# 2yo AQHA Appendix Filly



## StarfireSparrow (Jan 19, 2009)

Also, sorry she is not standing prefect in the profile shots, I was trying to handle the fussy filly, keep the pup from going to visit the neighbors, and coach my photographer all at the same time.


----------



## StarfireSparrow (Jan 19, 2009)

If I need to get better profile shots, let me know and I will give it a whirl.


----------



## Elana (Jan 28, 2011)

She is OK.. not stellar. I love her nice low hocks but she is a bit camped under behind partly due to a too long gaskin and a high stifle. She is rump high and probably always will be, which will make her difficult to get her balanced and working off her hind quarters (essential for higher levels of dressage). She is a bit light in bone in front and she toes out slightly in front. She has nice large, roomy hocks (so the being camped under probably will not result in her developing curbs). From behind I like her hind legs a LOT. The are about perfect.. slightly toed out which is "straight" in horse conformation. The hind leg is actually a spiral and toed out slightly is necessary for the hind leg to work properly and drive the horse forward. 
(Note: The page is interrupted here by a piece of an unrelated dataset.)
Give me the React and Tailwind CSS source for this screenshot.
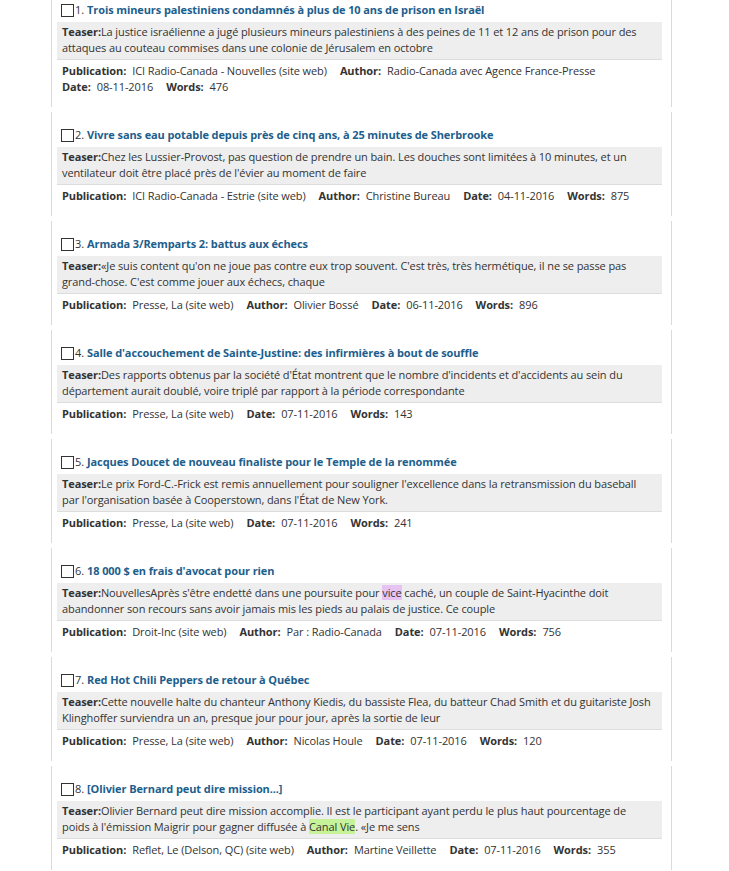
import React from "react";

const items = [
  {
    n: 1,
    title: "Trois mineurs palestiniens condamnés à plus de 10 ans de prison en Israël",
    teaser: [
      "La justice israélienne a jugé plusieurs mineurs palestiniens à des peines de 11 et 12 ans de prison pour des attaques au couteau commises dans une colonie de Jérusalem en octobre",
    ],
    publication: "ICI Radio-Canada - Nouvelles (site web)",
    author: "Radio-Canada avec Agence France-Presse",
    date: "08-11-2016",
    words: "476",
  },
  {
    n: 2,
    title: "Vivre sans eau potable depuis près de cinq ans, à 25 minutes de Sherbrooke",
    teaser: [
      "Chez les Lussier-Provost, pas question de prendre un bain. Les douches sont limitées à 10 minutes, et un ventilateur doit être placé près de l'évier au moment de faire",
    ],
    publication: "ICI Radio-Canada - Estrie (site web)",
    author: "Christine Bureau",
    date: "04-11-2016",
    words: "875",
  },
  {
    n: 3,
    title: "Armada 3/Remparts 2: battus aux échecs",
    teaser: [
      "«Je suis content qu'on ne joue pas contre eux trop souvent. C'est très, très hermétique, il ne se passe pas grand-chose. C'est comme jouer aux échecs, chaque",
    ],
    publication: "Presse, La (site web)",
    author: "Olivier Bossé",
    date: "06-11-2016",
    words: "896",
  },
  {
    n: 4,
    title: "Salle d'accouchement de Sainte-Justine: des infirmières à bout de souffle",
    teaser: [
      "Des rapports obtenus par la société d'État montrent que le nombre d'incidents et d'accidents au sein du département aurait doublé, voire triplé par rapport à la période correspondante",
    ],
    publication: "Presse, La (site web)",
    date: "07-11-2016",
    words: "143",
  },
  {
    n: 5,
    title: "Jacques Doucet de nouveau finaliste pour le Temple de la renommée",
    teaser: [
      "Le prix Ford-C.-Frick est remis annuellement pour souligner l'excellence dans la retransmission du baseball par l'organisation basée à Cooperstown, dans l'État de New York.",
    ],
    publication: "Presse, La (site web)",
    date: "07-11-2016",
    words: "241",
  },
  {
    n: 6,
    title: "18 000 $ en frais d'avocat pour rien",
    teaser: [
      "NouvellesAprès s'être endetté dans une poursuite pour ",
      { hl: "vice", c: "bg-[#e6c3f2]" },
      " caché, un couple de Saint-Hyacinthe doit abandonner son recours sans avoir jamais mis les pieds au palais de justice. Ce couple",
    ],
    publication: "Droit-Inc (site web)",
    author: "Par : Radio-Canada",
    date: "07-11-2016",
    words: "756",
  },
  {
    n: 7,
    title: "Red Hot Chili Peppers de retour à Québec",
    teaser: [
      "Cette nouvelle halte du chanteur Anthony Kiedis, du bassiste Flea, du batteur Chad Smith et du guitariste Josh Klinghoffer surviendra un an, presque jour pour jour, après la sortie de leur",
    ],
    publication: "Presse, La (site web)",
    author: "Nicolas Houle",
    date: "07-11-2016",
    words: "120",
  },
  {
    n: 8,
    title: "[Olivier Bernard peut dire mission...]",
    teaser: [
      "Olivier Bernard peut dire mission accomplie. Il est le participant ayant perdu le plus haut pourcentage de poids à l'émission Maigrir pour gagner diffusée à ",
      { hl: "Canal Vie", c: "bg-[#c6f29a]" },
      ". «Je me sens",
    ],
    publication: "Reflet, Le (Delson, QC) (site web)",
    author: "Martine Veillette",
    date: "07-11-2016",
    words: "355",
  },
];

function Meta({ label, value }) {
  return (
    <span className="mr-[13px] inline-block">
      <b className="font-bold">{label}:</b>
      <span className="ml-[6px]">{value}</span>
    </span>
  );
}

function Item({ item }) {
  return (
    <div className="mb-[5px] border-x border-[#dadada] pb-[12px] pl-[5px] pr-[9px] pt-[15px]">
      <div className="flex h-4 items-center pl-1">
        <span className="mr-px inline-block h-[13px] w-[13px] border border-[#333] bg-white"></span>
        <span>{item.n}.</span>
        <a className="ml-[3px] font-bold text-[#1d5e8c]">{item.title}</a>
      </div>
      <div className="mt-1 border-b border-[#dddddd] bg-[#eeeeee] pb-[3px] pl-[5px] pr-[9px] pt-[2px]">
        <b className="font-bold">Teaser:</b>
        {item.teaser.map((t, i) =>
          typeof t === "string" ? (
            <span key={i}>{t}</span>
          ) : (
            <span key={i} className={t.c}>
              {t.hl}
            </span>
          )
        )}
      </div>
      <div className="mt-[3px] pl-[5px]">
        <Meta label="Publication" value={item.publication} />
        {item.author && <Meta label="Author" value={item.author} />}
        <Meta label="Date" value={item.date} />
        <Meta label="Words" value={item.words} />
      </div>
    </div>
  );
}

export default function App() {
  return (
    <div className="h-[871px] overflow-hidden bg-white text-[#333] [font-family:'Open_Sans',sans-serif] text-[11px] leading-4 tracking-[-0.1px]">
      <div className="ml-[51px] mt-[-13px] w-[621px]">
        {items.map((item) => (
          <Item key={item.n} item={item} />
        ))}
      </div>
    </div>
  );
}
Her back is a bit long and her coupling could be smoother.. wish her point of rump was further forward.. it would realy help her a lot. 

Her shoulder lays back well, but the angle at point of shoulder is a bit closed and the bone between the point of shoulder and the point of elbow is shallow which means she will likely have difficulty getting her knees up over a jump. A higher point of shoulder would be better for jumping. 

She has a nice set to her neck and a nicely shaped head. She is balanced over all which will make her easier to train. A bit more groceries would help her. Not a lot.. maybe 30-50 pounds underweight. She is nicely turned out and looks to be well cared for.


----------



## StarfireSparrow (Jan 19, 2009)

Thank you so much. I agree totally that I wish I could slide the point of her hip forward to shorten her back a bit and give her a smoother tie in. I had always had something about her hind legs that bugged me, but could never pin point what it was until you explained the gaskin and stifle. 

I have never looked at a horse as a jumping prospect before so I had no idea about the shoulder. The insight is very helpful.

I have been looking at her every day since she was six months old and I know I am blinded both by loving her and by seeing her every day. I put this up so that I can get a more realistic view of her quality.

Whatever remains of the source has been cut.